• **The problem**
Pull out all lines from the listing below in which the word "with" appears.

• **Supplied information**

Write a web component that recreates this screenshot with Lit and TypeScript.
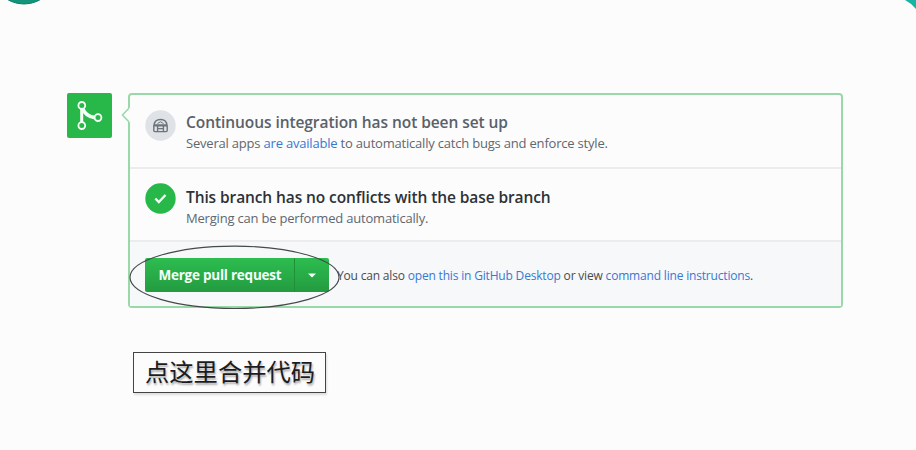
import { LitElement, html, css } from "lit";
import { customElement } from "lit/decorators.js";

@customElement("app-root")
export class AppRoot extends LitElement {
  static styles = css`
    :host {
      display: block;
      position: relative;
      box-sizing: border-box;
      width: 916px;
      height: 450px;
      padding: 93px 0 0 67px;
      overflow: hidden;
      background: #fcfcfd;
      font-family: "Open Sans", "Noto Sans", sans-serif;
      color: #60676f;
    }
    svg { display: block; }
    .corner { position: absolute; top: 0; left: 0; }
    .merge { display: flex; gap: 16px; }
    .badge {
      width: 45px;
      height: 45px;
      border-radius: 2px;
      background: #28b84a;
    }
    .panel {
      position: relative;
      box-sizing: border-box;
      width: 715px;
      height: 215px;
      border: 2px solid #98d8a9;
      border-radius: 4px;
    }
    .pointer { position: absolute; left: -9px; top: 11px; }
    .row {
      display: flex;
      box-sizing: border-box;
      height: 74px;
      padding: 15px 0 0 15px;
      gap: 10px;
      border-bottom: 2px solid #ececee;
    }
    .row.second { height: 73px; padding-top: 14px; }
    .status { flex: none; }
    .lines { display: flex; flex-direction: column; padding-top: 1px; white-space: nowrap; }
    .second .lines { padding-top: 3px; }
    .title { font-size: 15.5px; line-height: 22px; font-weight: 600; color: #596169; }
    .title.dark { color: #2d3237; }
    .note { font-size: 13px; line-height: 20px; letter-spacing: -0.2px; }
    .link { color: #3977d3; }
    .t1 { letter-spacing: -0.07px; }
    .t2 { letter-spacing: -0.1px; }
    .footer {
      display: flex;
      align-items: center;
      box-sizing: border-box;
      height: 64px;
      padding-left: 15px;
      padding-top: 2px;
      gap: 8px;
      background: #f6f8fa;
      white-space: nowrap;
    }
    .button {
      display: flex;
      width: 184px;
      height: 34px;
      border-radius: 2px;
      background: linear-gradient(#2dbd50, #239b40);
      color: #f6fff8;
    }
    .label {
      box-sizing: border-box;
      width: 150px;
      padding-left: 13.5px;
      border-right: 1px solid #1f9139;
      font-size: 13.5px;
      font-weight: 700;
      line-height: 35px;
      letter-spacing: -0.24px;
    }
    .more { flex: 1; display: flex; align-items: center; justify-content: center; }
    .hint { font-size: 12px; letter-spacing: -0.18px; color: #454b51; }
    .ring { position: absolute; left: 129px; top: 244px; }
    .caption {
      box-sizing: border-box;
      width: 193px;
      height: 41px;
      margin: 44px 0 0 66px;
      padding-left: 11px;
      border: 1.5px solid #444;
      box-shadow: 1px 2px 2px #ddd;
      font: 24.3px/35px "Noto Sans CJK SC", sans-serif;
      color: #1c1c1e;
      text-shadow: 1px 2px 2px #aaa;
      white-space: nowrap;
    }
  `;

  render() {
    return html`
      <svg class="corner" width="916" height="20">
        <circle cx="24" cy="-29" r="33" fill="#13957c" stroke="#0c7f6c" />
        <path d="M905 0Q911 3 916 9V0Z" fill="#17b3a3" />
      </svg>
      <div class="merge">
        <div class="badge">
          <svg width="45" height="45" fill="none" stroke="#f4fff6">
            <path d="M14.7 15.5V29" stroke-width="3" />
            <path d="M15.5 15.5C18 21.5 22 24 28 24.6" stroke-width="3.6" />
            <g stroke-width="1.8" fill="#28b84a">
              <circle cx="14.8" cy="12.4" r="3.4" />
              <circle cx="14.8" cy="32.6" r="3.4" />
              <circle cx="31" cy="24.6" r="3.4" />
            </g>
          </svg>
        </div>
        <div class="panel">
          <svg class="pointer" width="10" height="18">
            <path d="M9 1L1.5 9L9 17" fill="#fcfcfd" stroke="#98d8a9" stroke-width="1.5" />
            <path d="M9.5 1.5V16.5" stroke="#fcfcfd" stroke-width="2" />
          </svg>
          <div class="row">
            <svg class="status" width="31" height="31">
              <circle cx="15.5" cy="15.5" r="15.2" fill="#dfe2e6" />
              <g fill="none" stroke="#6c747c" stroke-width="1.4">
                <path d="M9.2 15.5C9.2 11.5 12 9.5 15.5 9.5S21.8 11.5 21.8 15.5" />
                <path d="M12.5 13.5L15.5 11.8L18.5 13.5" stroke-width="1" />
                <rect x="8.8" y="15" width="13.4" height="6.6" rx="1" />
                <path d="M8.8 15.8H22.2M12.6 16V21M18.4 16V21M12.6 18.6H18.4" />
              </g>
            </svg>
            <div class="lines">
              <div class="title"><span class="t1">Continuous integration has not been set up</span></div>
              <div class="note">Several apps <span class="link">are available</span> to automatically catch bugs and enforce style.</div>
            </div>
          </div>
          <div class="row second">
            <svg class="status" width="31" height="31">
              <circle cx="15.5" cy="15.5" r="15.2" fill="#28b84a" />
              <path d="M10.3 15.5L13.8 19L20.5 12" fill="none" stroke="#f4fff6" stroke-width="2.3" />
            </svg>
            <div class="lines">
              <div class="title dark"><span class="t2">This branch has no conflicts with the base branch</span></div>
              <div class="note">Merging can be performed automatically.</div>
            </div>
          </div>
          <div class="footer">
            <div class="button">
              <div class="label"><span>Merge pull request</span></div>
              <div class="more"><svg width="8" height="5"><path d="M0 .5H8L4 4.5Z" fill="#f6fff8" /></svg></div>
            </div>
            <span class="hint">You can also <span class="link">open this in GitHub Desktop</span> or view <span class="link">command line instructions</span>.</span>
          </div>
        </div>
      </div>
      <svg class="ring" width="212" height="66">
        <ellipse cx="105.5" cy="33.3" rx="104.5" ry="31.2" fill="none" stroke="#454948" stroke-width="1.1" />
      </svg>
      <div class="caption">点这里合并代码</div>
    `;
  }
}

• **Solution to this problem**
Write a web component that recreates this screenshot with Lit and TypeScript.
              <div class="title dark"><span class="t2">This branch has no conflicts with the base branch</span></div>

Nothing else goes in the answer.